W najbliższym czasie boisko na stadionie przy ulicy Kałuży będzie obciążone występami dwóch drużyn: Cracovii i Puszczy Niepołomice. Trener Pasów nie spodziewa się problemów w najbliższych tygodniach, ale mogą się pojawić jesienią.
Cztery mecze w dwa tygodnie. Koniec przed Bożym Narodzeniem
W najbliższym czasie na stadionie Cracovii mecz będzie gonił mecz. W piątek krakowianie podejmą Zagłębie Lubin, a w niedzielę Puszcza zmierzy się z Legią Warszawa. 21 sierpnia odbędzie się spotkanie Cracovii z Piastem Gliwice, 26 niepołomiczan z ŁKS-em Łódź, 2 września Pasów z Koroną Kielce.
Po raz pierwszy murawa „odpocznie” dopiero w czasie wrześniowej przerwy na występy reprezentacji narodowych. Ostatnie spotkanie w 2023 roku zostanie na niej rozegrane najprawdopodobniej tuż przed Bożym Narodzeniem, kiedy krakowianie będą odrabiać zaległości z 2. kolejki. Rywalizacja z Legią została przełożona z powodu występów klubu ze stolicy w kwalifikacjach europejskich pucharów. Do tego mogą jeszcze dojść spotkania Pucharu Polski.
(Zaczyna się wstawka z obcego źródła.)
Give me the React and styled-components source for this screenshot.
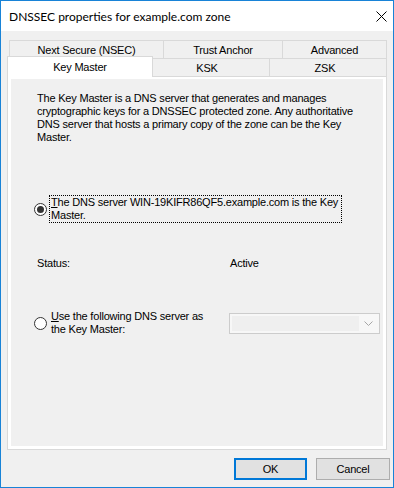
import React from "react";
import styled, { createGlobalStyle } from "styled-components";

const GlobalStyle = createGlobalStyle`
  html, body {
    margin: 0;
    padding: 0;
    background: #fff;
  }
  body {
    font-family: "Liberation Sans", Arial, sans-serif;
    font-size: 11px;
    letter-spacing: -0.2px;
    color: #000;
  }
  * {
    box-sizing: border-box;
  }
`;

const Window = styled.div`
  width: 394px;
  height: 488px;
  border: 1px solid #1883d7;
  background: #f0f0f0;
  display: flex;
  flex-direction: column;
`;

const TitleBar = styled.div`
  height: 30px;
  flex: none;
  background: #fff;
  display: flex;
  align-items: center;
  justify-content: space-between;
  padding: 0 6px 0 8px;
  font-family: Lato, "Liberation Sans", sans-serif;
  font-size: 12px;
  letter-spacing: 0;
`;

const Body = styled.div`
  flex: 1;
  display: flex;
  flex-direction: column;
  padding-top: 9px;
`;

const TabStrip = styled.div`
  margin: 0 6px;
  display: flex;
  flex-direction: column;
`;

const TabRow = styled.div`
  display: flex;
  align-items: flex-start;
  padding-left: ${(p) => (p.$inset ? 2 : 0)}px;
`;

const Tab = styled.div`
  width: ${(p) => p.$w}px;
  height: 18px;
  border: 1px solid #d9d9d9;
  border-bottom: none;
  background: #f0f0f0;
  display: flex;
  align-items: center;
  justify-content: center;
  padding-right: ${(p) => p.$shift || 0}px;
  white-space: nowrap;

  & + & {
    border-left: none;
  }
`;

const ActiveTab = styled(Tab)`
  position: relative;
  z-index: 1;
  height: 21px;
  margin-top: -2px;
  margin-bottom: -1px;
  background: #fff;
  padding-bottom: 1px;
`;

const Panel = styled.div`
  margin: 0 6px;
  height: 374px;
  flex: none;
  border: 1px solid #d9d9d9;
  background: #fff;
  padding: 2px 3px 3px 3px;
  display: flex;
`;

const Page = styled.div`
  flex: 1;
  background: #f0f0f0;
  padding: 13px 0 0 23px;
  display: flex;
  flex-direction: column;
`;

const Description = styled.p`
  margin: 0 0 0 3px;
  line-height: 13px;
  white-space: nowrap;
`;

const RadioRow = styled.div`
  display: flex;
  align-items: center;
  margin-top: ${(p) => p.$top}px;
`;

const Radio = styled.span`
  width: 13px;
  height: 13px;
  flex: none;
  border-radius: 50%;
  border: 1px solid #333;
  background: #fff;
  display: flex;
  align-items: center;
  justify-content: center;

  &::after {
    content: "";
    width: 7px;
    height: 7px;
    border-radius: 50%;
    background: ${(p) => (p.$checked ? "#333" : "transparent")};
  }
`;

const RadioLabel = styled.label`
  margin-left: 2px;
  width: ${(p) => p.$w}px;
  padding: 0 1px;
  line-height: 13px;
  white-space: nowrap;
  border: 1px dotted ${(p) => (p.$focused ? "#000" : "transparent")};
`;

const StatusRow = styled.div`
  display: grid;
  grid-template-columns: 193px auto;
  margin: 34px 0 0 3px;
  line-height: 13px;
`;

const ComboBox = styled.div`
  margin-left: 4px;
  width: 151px;
  height: 21px;
  border: 1px solid #cccccc;
  background: #f7f7f7;
  display: flex;
  align-items: center;
  padding: 2px;
`;

const ComboField = styled.div`
  width: 127px;
  height: 100%;
  background: #efefef;
`;

const ComboArrow = styled.div`
  flex: 1;
  display: flex;
  align-items: center;
  justify-content: center;
`;

const ButtonRow = styled.div`
  display: flex;
  justify-content: flex-end;
  gap: 9px;
  padding: 8px 3px 0 0;
`;

const Button = styled.button`
  width: ${(p) => p.$w}px;
  height: 22px;
  padding: 0;
  font-family: "Liberation Sans", Arial, sans-serif;
  font-size: 11px;
  letter-spacing: -0.2px;
  color: #000;
  background: #e1e1e1;
  border: ${(p) => (p.$default ? "2px solid #0078d7" : "1px solid #adadad")};
`;

const Key = styled.u`
  text-decoration: underline;
`;

export default function App() {
  return (
    <>
      <GlobalStyle />
      <Window>
        <TitleBar>
          <span>DNSSEC properties for example.com zone</span>
          <svg width="11" height="11" viewBox="0 0 11 11">
            <path d="M0.5 0.5 L10.5 10.5 M10.5 0.5 L0.5 10.5" stroke="#000" strokeWidth="1" />
          </svg>
        </TitleBar>
        <Body>
          <TabStrip>
            <TabRow $inset>
              <Tab $w={155}>Next Secure (NSEC)</Tab>
              <Tab $w={119}>Trust Anchor</Tab>
              <Tab $w={104}>Advanced</Tab>
            </TabRow>
            <TabRow>
              <ActiveTab $w={146}>Key Master</ActiveTab>
              <Tab $w={117} $shift={8}>KSK</Tab>
              <Tab $w={117} $shift={6}>ZSK</Tab>
            </TabRow>
          </TabStrip>
          <Panel>
            <Page>
              <Description>
                The Key Master is a DNS server that generates and manages
                <br />
                cryptographic keys for a DNSSEC protected zone. Any authoritative
                <br />
                DNS server that hosts a primary copy of the zone can be the Key
                <br />
                Master.
              </Description>
              <RadioRow $top={51}>
                <Radio $checked />
                <RadioLabel $w={293} $focused>
                  <Key>T</Key>he DNS server WIN-19KIFR86QF5.example.com is the Key
                  <br />
                  Master.
                </RadioLabel>
              </RadioRow>
              <StatusRow>
                <span>Status:</span>
                <span>Active</span>
              </StatusRow>
              <RadioRow $top={39}>
                <Radio />
                <RadioLabel $w={176}>
                  <Key>U</Key>se the following DNS server as
                  <br />
                  the Key Master:
                </RadioLabel>
                <ComboBox>
                  <ComboField />
                  <ComboArrow>
                    <svg width="9" height="5" viewBox="0 0 9 5">
                      <path d="M0.5 0.5 L4.5 4.5 L8.5 0.5" stroke="#a6a6a6" fill="none" strokeWidth="1" />
                    </svg>
                  </ComboArrow>
                </ComboBox>
              </RadioRow>
            </Page>
          </Panel>
          <ButtonRow>
            <Button $w={73} $default>OK</Button>
            <Button $w={74}>Cancel</Button>
          </ButtonRow>
        </Body>
      </Window>
    </>
  );
}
Jacek Zieliński: Później może być problem
Zapytaliśmy trenera Cracovii, czy nie obawia się o stan murawy, na której rolę gospodarza będą pełnić dwie drużyny. Puszcza nie może występować u siebie ze względu na problemy infrastrukturalne. Jeżeli wróci na Kusocińskiego, to na 99 proc. dopiero od rundy wiosennej.
– W sierpniu, wrześniu, może do połowy października nic nie będzie się działo. Później może być problem, jak to zawsze bywało w tych końcowych miesiącach – mówi Jacek Zieliński.
Szkoleniowiec ma na myśli coroczne pogorszenie stanu boiska, zwłaszcza od strony trybuny głównej. Ta część obiektu jest najwyższa i ogranicza dostęp do światła dziennego, co wpływa na stan murawy. Cracovia ma do dyspozycji specjalne lampy do naświetlania, zakupione przed mistrzostwami Europy do lat 21 w 2017 roku, ale tylko częściowo rozwiązują problem.
Jacek Zieliński: Obecnie boisko wygląda dobrze
Jak murawa, po raz ostatni wymieniona w 2016 roku, zareaguje na podwójne obciążenie, przekonamy się za kilka miesięcy. Na razie Zieliński nie szuka problemu. – No cóż, przyjęliśmy Puszczę i teraz trzeba robić wszystko, by jak najlepiej przygotować boisko do każdego meczu. Obecnie wygląda bardzo dobrze i myślę, że nic się nie będzie działo. O boisko jestem spokojny – komentuje Zieliński.